AIM OF THE EXERCISE: The material below should be written out in full and exactly; pictures stay out of the copy.

SUPPLIED INFORMATION:
----------------
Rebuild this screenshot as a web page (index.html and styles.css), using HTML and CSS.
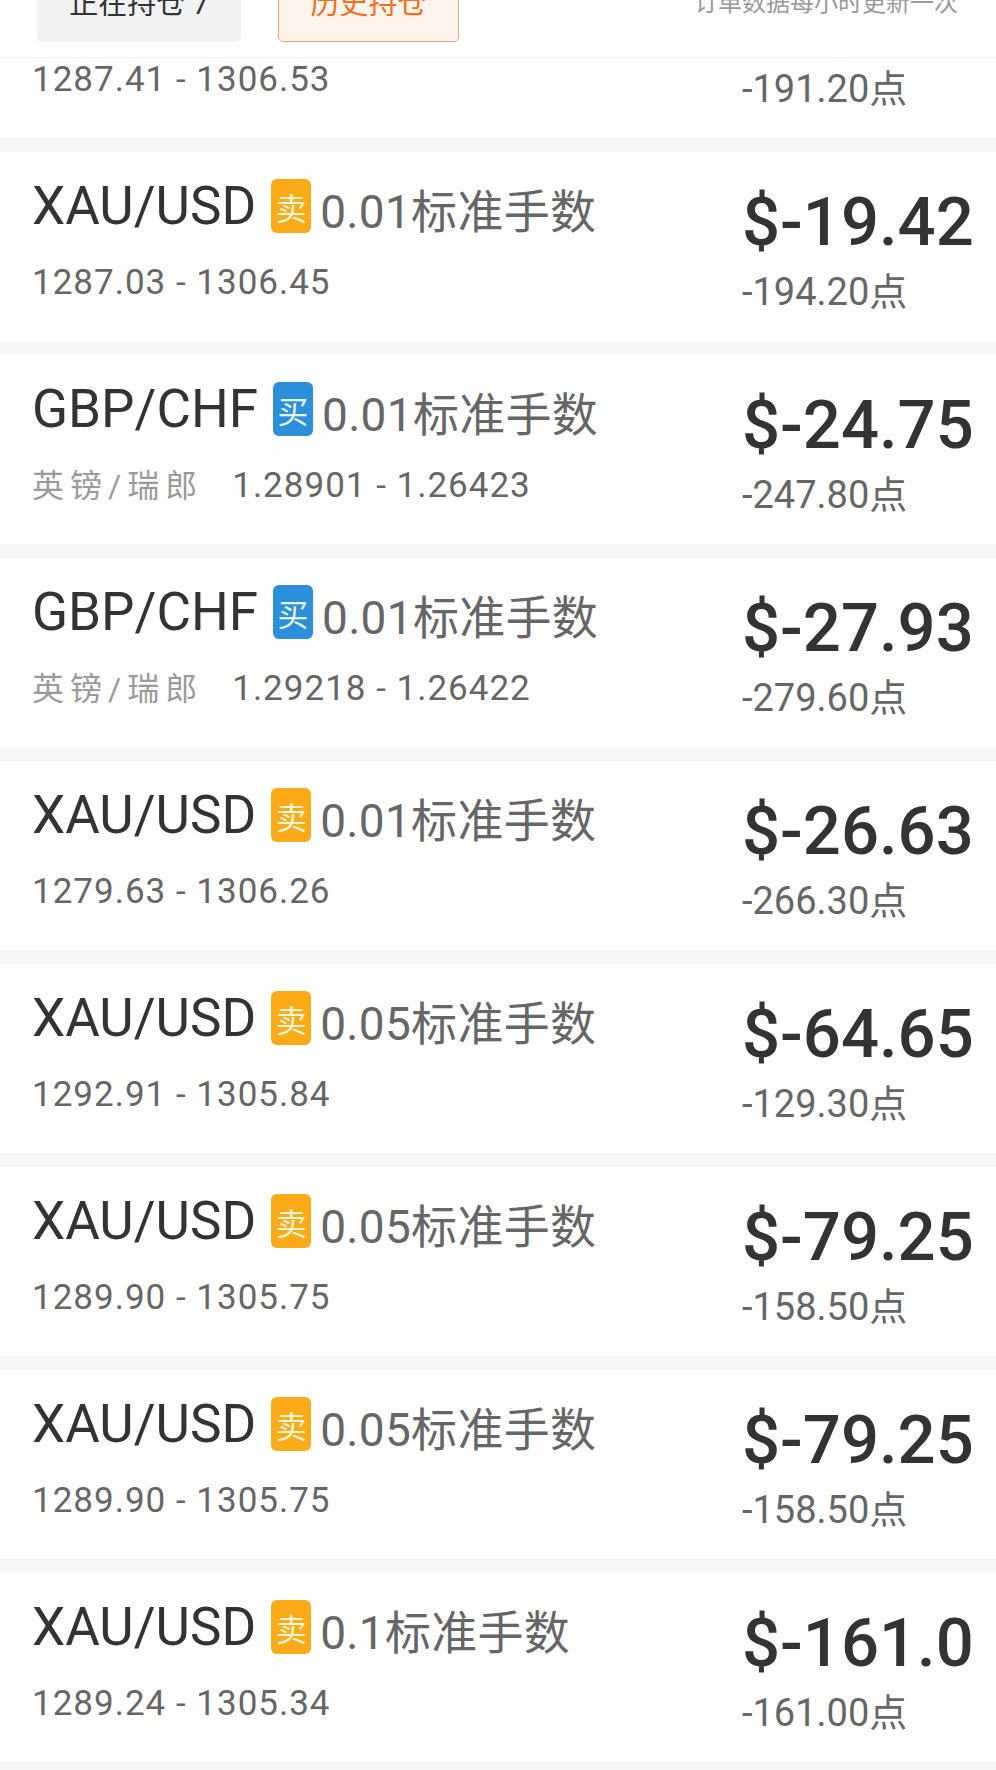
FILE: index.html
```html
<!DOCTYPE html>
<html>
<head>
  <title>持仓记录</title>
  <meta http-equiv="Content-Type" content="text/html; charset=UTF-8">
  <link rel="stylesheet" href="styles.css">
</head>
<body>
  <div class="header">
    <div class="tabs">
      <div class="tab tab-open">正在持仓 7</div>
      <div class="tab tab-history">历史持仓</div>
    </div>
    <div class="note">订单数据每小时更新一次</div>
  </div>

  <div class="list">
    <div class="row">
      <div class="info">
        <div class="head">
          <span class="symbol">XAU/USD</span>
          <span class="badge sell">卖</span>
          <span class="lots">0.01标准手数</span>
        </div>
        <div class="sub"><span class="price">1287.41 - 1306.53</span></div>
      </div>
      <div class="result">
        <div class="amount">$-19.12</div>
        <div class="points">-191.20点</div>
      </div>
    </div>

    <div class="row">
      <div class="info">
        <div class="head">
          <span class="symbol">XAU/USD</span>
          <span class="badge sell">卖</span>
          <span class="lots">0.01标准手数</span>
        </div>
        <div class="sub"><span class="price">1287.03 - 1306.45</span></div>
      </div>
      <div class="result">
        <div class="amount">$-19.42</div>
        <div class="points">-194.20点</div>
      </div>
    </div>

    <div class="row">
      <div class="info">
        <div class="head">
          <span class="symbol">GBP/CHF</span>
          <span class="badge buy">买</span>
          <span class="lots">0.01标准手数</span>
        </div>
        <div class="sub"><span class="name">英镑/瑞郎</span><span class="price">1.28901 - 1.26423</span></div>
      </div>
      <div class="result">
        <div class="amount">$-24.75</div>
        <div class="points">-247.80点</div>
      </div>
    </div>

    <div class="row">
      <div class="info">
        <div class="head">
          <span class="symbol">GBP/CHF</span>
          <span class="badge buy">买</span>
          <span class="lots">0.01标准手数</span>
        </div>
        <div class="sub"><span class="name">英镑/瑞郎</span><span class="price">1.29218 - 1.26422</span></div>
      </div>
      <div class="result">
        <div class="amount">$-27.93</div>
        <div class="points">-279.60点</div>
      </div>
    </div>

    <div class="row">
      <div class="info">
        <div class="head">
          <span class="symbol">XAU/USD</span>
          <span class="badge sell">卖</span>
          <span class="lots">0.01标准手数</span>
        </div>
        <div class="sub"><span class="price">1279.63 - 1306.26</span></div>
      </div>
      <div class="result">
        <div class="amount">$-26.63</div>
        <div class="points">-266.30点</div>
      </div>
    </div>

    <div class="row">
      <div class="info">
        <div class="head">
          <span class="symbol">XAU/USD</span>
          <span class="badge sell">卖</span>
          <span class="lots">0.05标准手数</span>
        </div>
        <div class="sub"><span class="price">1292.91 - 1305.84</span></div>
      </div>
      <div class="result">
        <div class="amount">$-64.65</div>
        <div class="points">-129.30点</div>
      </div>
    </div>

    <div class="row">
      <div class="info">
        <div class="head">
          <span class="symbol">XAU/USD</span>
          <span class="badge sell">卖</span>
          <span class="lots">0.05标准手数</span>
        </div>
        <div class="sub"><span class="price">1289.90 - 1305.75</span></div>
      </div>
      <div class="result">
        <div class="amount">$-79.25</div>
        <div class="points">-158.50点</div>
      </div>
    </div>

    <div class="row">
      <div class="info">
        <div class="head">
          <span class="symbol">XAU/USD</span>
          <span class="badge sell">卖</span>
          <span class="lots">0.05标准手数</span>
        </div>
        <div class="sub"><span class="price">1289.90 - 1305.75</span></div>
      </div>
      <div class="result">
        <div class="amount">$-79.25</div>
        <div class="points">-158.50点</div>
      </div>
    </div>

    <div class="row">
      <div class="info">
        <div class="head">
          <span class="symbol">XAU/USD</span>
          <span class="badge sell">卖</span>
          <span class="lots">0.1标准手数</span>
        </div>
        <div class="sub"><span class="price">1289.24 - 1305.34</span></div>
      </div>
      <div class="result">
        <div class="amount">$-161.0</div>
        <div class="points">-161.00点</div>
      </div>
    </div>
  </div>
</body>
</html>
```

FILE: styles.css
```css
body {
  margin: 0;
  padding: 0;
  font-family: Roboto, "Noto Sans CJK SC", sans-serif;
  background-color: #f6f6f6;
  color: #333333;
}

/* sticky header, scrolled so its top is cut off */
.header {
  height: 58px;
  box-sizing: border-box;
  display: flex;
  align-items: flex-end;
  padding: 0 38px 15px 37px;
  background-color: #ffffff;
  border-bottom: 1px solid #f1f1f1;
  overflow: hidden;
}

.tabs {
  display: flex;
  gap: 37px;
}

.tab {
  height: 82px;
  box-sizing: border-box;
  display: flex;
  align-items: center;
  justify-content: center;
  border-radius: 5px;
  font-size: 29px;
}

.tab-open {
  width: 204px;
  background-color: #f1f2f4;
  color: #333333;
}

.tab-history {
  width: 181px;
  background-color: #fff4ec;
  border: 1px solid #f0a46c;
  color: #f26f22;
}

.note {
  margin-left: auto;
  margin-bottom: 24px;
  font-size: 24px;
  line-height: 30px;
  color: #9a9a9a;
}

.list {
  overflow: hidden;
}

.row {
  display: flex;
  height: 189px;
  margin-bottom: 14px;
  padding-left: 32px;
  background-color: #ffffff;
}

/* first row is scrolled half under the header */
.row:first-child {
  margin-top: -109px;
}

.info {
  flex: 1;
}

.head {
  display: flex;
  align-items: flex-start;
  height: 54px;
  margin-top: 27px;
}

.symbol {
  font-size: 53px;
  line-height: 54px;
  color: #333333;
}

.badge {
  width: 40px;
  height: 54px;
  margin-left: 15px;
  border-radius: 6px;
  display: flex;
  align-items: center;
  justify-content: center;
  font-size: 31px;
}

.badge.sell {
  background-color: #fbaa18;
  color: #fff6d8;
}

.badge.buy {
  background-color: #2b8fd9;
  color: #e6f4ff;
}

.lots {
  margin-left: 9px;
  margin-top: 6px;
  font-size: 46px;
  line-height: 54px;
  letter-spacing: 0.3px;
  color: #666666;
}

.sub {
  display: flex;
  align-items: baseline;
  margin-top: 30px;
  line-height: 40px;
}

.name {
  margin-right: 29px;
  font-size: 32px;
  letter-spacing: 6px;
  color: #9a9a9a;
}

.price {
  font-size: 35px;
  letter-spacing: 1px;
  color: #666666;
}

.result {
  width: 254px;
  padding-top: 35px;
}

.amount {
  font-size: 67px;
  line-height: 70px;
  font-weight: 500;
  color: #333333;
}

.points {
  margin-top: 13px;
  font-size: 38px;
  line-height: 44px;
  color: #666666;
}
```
----------------
TASK SOLUTION:
Rebuild this screenshot as a web page (index.html and styles.css), using HTML and CSS.
FILE: index.html
```html
<!DOCTYPE html>
<html>
<head>
  <title>持仓记录</title>
  <meta http-equiv="Content-Type" content="text/html; charset=UTF-8">
  <link rel="stylesheet" href="styles.css">
</head>
<body>
  <div class="header">
    <div class="tabs">
      <div class="tab tab-open">正在持仓 7</div>
      <div class="tab tab-history">历史持仓</div>
    </div>
    <div class="note">订单数据每小时更新一次</div>
  </div>

  <div class="list">
    <div class="row">
      <div class="info">
        <div class="head">
          <span class="symbol">XAU/USD</span>
          <span class="badge sell">卖</span>
          <span class="lots">0.01标准手数</span>
        </div>
        <div class="sub"><span class="price">1287.41 - 1306.53</span></div>
      </div>
      <div class="result">
        <div class="amount">$-19.12</div>
        <div class="points">-191.20点</div>
      </div>
    </div>

    <div class="row">
      <div class="info">
        <div class="head">
          <span class="symbol">XAU/USD</span>
          <span class="badge sell">卖</span>
          <span class="lots">0.01标准手数</span>
        </div>
        <div class="sub"><span class="price">1287.03 - 1306.45</span></div>
      </div>
      <div class="result">
        <div class="amount">$-19.42</div>
        <div class="points">-194.20点</div>
      </div>
    </div>

    <div class="row">
      <div class="info">
        <div class="head">
          <span class="symbol">GBP/CHF</span>
          <span class="badge buy">买</span>
          <span class="lots">0.01标准手数</span>
        </div>
        <div class="sub"><span class="name">英镑/瑞郎</span><span class="price">1.28901 - 1.26423</span></div>
      </div>
      <div class="result">
        <div class="amount">$-24.75</div>
        <div class="points">-247.80点</div>
      </div>
    </div>

    <div class="row">
      <div class="info">
        <div class="head">
          <span class="symbol">GBP/CHF</span>
          <span class="badge buy">买</span>
          <span class="lots">0.01标准手数</span>
        </div>
        <div class="sub"><span class="name">英镑/瑞郎</span><span class="price">1.29218 - 1.26422</span></div>
      </div>
      <div class="result">
        <div class="amount">$-27.93</div>
        <div class="points">-279.60点</div>
      </div>
    </div>

    <div class="row">
      <div class="info">
        <div class="head">
          <span class="symbol">XAU/USD</span>
          <span class="badge sell">卖</span>
          <span class="lots">0.01标准手数</span>
        </div>
        <div class="sub"><span class="price">1279.63 - 1306.26</span></div>
      </div>
      <div class="result">
        <div class="amount">$-26.63</div>
        <div class="points">-266.30点</div>
      </div>
    </div>

    <div class="row">
      <div class="info">
        <div class="head">
          <span class="symbol">XAU/USD</span>
          <span class="badge sell">卖</span>
          <span class="lots">0.05标准手数</span>
        </div>
        <div class="sub"><span class="price">1292.91 - 1305.84</span></div>
      </div>
      <div class="result">
        <div class="amount">$-64.65</div>
        <div class="points">-129.30点</div>
      </div>
    </div>

    <div class="row">
      <div class="info">
        <div class="head">
          <span class="symbol">XAU/USD</span>
          <span class="badge sell">卖</span>
          <span class="lots">0.05标准手数</span>
        </div>
        <div class="sub"><span class="price">1289.90 - 1305.75</span></div>
      </div>
      <div class="result">
        <div class="amount">$-79.25</div>
        <div class="points">-158.50点</div>
      </div>
    </div>

    <div class="row">
      <div class="info">
        <div class="head">
          <span class="symbol">XAU/USD</span>
          <span class="badge sell">卖</span>
          <span class="lots">0.05标准手数</span>
        </div>
        <div class="sub"><span class="price">1289.90 - 1305.75</span></div>
      </div>
      <div class="result">
        <div class="amount">$-79.25</div>
        <div class="points">-158.50点</div>
      </div>
    </div>

    <div class="row">
      <div class="info">
        <div class="head">
          <span class="symbol">XAU/USD</span>
          <span class="badge sell">卖</span>
          <span class="lots">0.1标准手数</span>
        </div>
        <div class="sub"><span class="price">1289.24 - 1305.34</span></div>
      </div>
      <div class="result">
        <div class="amount">$-161.0</div>
        <div class="points">-161.00点</div>
      </div>
    </div>
  </div>
</body>
</html>
```

FILE: styles.css
```css
body {
  margin: 0;
  padding: 0;
  font-family: Roboto, "Noto Sans CJK SC", sans-serif;
  background-color: #f6f6f6;
  color: #333333;
}

/* sticky header, scrolled so its top is cut off */
.header {
  height: 58px;
  box-sizing: border-box;
  display: flex;
  align-items: flex-end;
  padding: 0 38px 15px 37px;
  background-color: #ffffff;
  border-bottom: 1px solid #f1f1f1;
  overflow: hidden;
}

.tabs {
  display: flex;
  gap: 37px;
}

.tab {
  height: 82px;
  box-sizing: border-box;
  display: flex;
  align-items: center;
  justify-content: center;
  border-radius: 5px;
  font-size: 29px;
}

.tab-open {
  width: 204px;
  background-color: #f1f2f4;
  color: #333333;
}

.tab-history {
  width: 181px;
  background-color: #fff4ec;
  border: 1px solid #f0a46c;
  color: #f26f22;
}

.note {
  margin-left: auto;
  margin-bottom: 24px;
  font-size: 24px;
  line-height: 30px;
  color: #9a9a9a;
}

.list {
  overflow: hidden;
}

.row {
  display: flex;
  height: 189px;
  margin-bottom: 14px;
  padding-left: 32px;
  background-color: #ffffff;
}

/* first row is scrolled half under the header */
.row:first-child {
  margin-top: -109px;
}

.info {
  flex: 1;
}

.head {
  display: flex;
  align-items: flex-start;
  height: 54px;
  margin-top: 27px;
}

.symbol {
  font-size: 53px;
  line-height: 54px;
  color: #333333;
}

.badge {
  width: 40px;
  height: 54px;
  margin-left: 15px;
  border-radius: 6px;
  display: flex;
  align-items: center;
  justify-content: center;
  font-size: 31px;
}

.badge.sell {
  background-color: #fbaa18;
  color: #fff6d8;
}

.badge.buy {
  background-color: #2b8fd9;
  color: #e6f4ff;
}

.lots {
  margin-left: 9px;
  margin-top: 6px;
  font-size: 46px;
  line-height: 54px;
  letter-spacing: 0.3px;
  color: #666666;
}

.sub {
  display: flex;
  align-items: baseline;
  margin-top: 30px;
  line-height: 40px;
}

.name {
  margin-right: 29px;
  font-size: 32px;
  letter-spacing: 6px;
  color: #9a9a9a;
}

.price {
  font-size: 35px;
  letter-spacing: 1px;
  color: #666666;
}

.result {
  width: 254px;
  padding-top: 35px;
}

.amount {
  font-size: 67px;
  line-height: 70px;
  font-weight: 500;
  color: #333333;
}

.points {
  margin-top: 13px;
  font-size: 38px;
  line-height: 44px;
  color: #666666;
}
```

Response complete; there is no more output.